Recorded data
____________

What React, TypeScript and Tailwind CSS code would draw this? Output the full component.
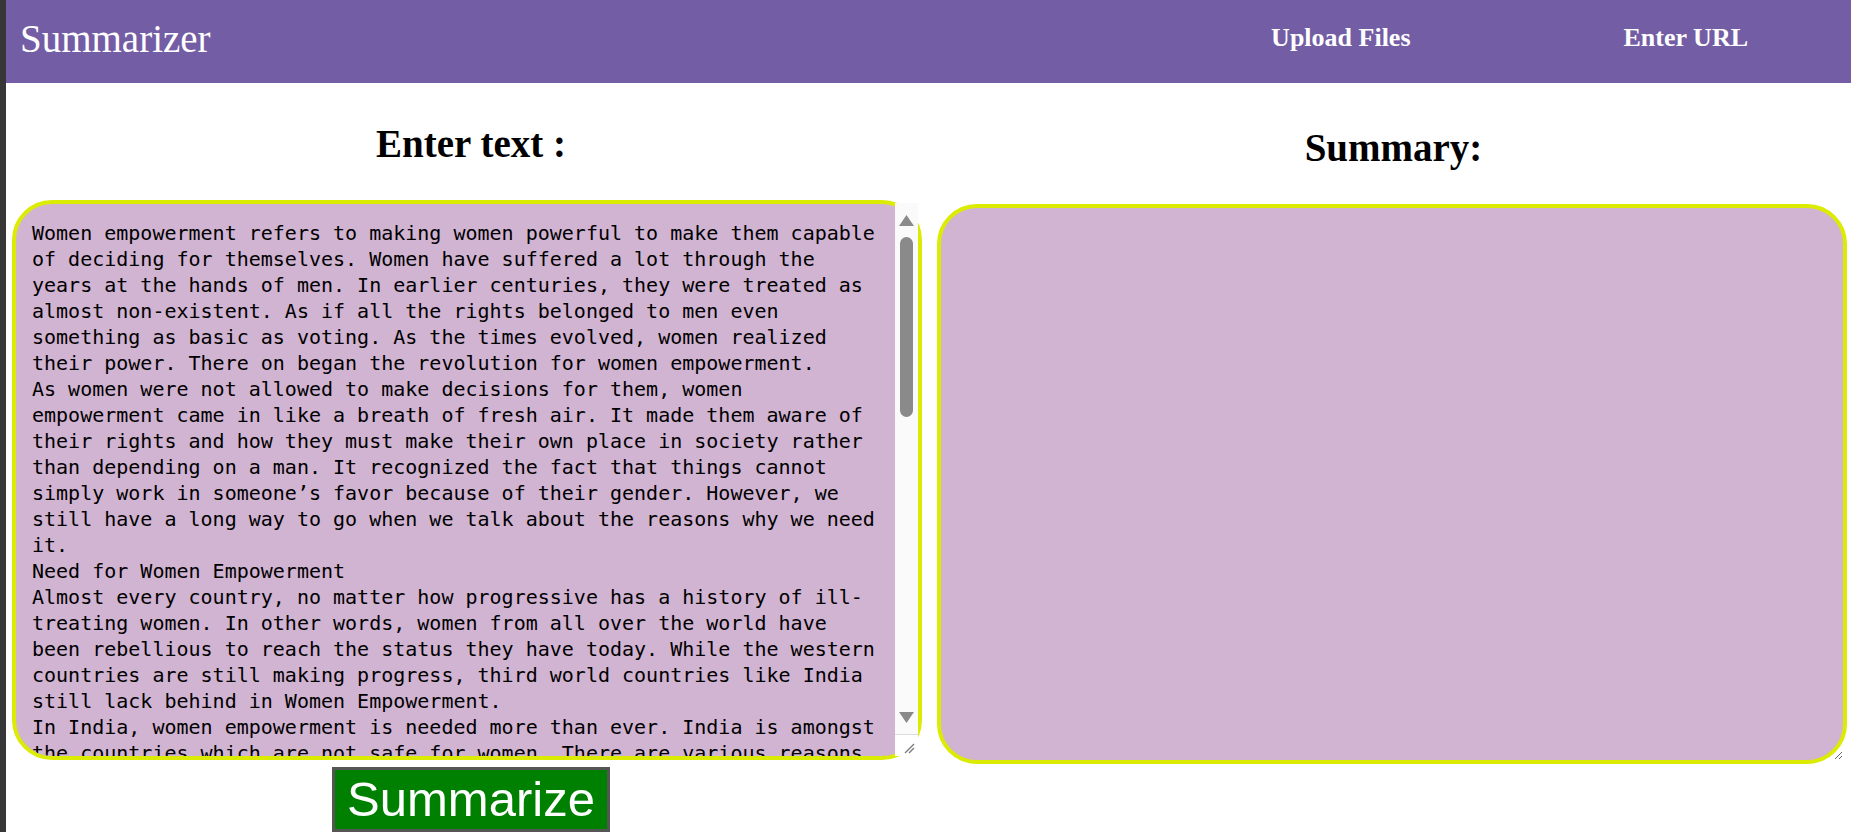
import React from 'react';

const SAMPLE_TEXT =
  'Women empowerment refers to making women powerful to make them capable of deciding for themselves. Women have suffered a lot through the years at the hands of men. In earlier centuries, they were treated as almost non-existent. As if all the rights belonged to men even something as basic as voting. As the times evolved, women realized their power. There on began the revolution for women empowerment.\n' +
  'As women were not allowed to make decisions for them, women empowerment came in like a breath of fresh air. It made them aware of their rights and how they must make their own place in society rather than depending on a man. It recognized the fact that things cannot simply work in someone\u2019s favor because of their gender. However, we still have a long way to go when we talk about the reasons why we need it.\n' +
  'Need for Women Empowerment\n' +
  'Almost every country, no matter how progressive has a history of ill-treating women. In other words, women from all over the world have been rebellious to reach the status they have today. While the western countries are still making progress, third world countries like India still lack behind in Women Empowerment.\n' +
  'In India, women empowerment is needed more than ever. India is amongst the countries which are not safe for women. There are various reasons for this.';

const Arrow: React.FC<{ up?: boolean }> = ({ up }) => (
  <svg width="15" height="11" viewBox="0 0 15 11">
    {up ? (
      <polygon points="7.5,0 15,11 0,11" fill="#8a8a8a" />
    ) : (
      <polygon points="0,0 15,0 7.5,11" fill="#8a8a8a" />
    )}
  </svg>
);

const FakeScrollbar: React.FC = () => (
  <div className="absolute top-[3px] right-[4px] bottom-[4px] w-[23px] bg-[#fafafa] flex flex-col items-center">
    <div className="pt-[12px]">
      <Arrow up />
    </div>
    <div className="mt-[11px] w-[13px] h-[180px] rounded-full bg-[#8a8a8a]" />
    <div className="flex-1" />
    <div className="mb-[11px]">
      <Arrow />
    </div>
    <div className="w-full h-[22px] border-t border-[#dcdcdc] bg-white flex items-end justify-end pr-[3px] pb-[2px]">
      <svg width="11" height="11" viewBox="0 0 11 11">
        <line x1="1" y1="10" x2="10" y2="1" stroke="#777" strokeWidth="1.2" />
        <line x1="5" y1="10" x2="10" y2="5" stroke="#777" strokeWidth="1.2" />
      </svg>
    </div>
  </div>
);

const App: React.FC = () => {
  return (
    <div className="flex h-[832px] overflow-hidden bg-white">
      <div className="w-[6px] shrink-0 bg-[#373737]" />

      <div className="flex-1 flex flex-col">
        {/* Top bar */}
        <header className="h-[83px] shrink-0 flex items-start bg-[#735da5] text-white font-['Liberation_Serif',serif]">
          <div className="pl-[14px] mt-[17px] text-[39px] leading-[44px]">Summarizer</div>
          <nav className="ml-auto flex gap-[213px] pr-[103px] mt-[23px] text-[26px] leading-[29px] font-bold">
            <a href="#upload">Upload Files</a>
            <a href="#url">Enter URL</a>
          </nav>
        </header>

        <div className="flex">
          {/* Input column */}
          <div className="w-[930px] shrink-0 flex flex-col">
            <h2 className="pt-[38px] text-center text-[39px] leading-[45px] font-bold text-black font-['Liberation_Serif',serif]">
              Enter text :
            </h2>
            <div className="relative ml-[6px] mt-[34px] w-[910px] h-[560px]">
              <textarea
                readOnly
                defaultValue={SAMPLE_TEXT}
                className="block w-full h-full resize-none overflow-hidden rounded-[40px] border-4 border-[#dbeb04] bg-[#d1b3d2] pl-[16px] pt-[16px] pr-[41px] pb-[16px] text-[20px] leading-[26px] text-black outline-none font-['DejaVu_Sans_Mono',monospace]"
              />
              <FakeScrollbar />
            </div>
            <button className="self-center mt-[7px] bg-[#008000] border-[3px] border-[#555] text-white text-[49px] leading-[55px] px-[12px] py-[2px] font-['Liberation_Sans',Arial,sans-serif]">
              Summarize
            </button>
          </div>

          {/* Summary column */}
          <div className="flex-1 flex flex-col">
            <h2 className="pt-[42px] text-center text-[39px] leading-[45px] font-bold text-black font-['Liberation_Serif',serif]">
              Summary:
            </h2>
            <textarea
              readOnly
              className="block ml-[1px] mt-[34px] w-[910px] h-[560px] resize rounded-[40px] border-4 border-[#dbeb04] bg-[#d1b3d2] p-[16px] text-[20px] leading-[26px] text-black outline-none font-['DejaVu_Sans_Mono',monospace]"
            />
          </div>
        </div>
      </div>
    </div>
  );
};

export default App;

____________

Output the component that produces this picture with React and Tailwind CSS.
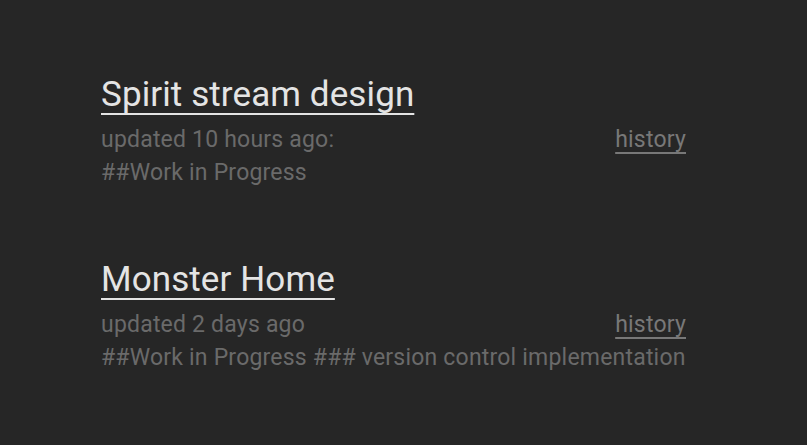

____________

Given exercise
Pick out every line above that holds the word "React" and copy it.

Finished answer
What React, TypeScript and Tailwind CSS code would draw this? Output the full component.
import React from 'react';
const Arrow: React.FC<{ up?: boolean }> = ({ up }) => (
const FakeScrollbar: React.FC = () => (
const App: React.FC = () => {
Output the component that produces this picture with React and Tailwind CSS.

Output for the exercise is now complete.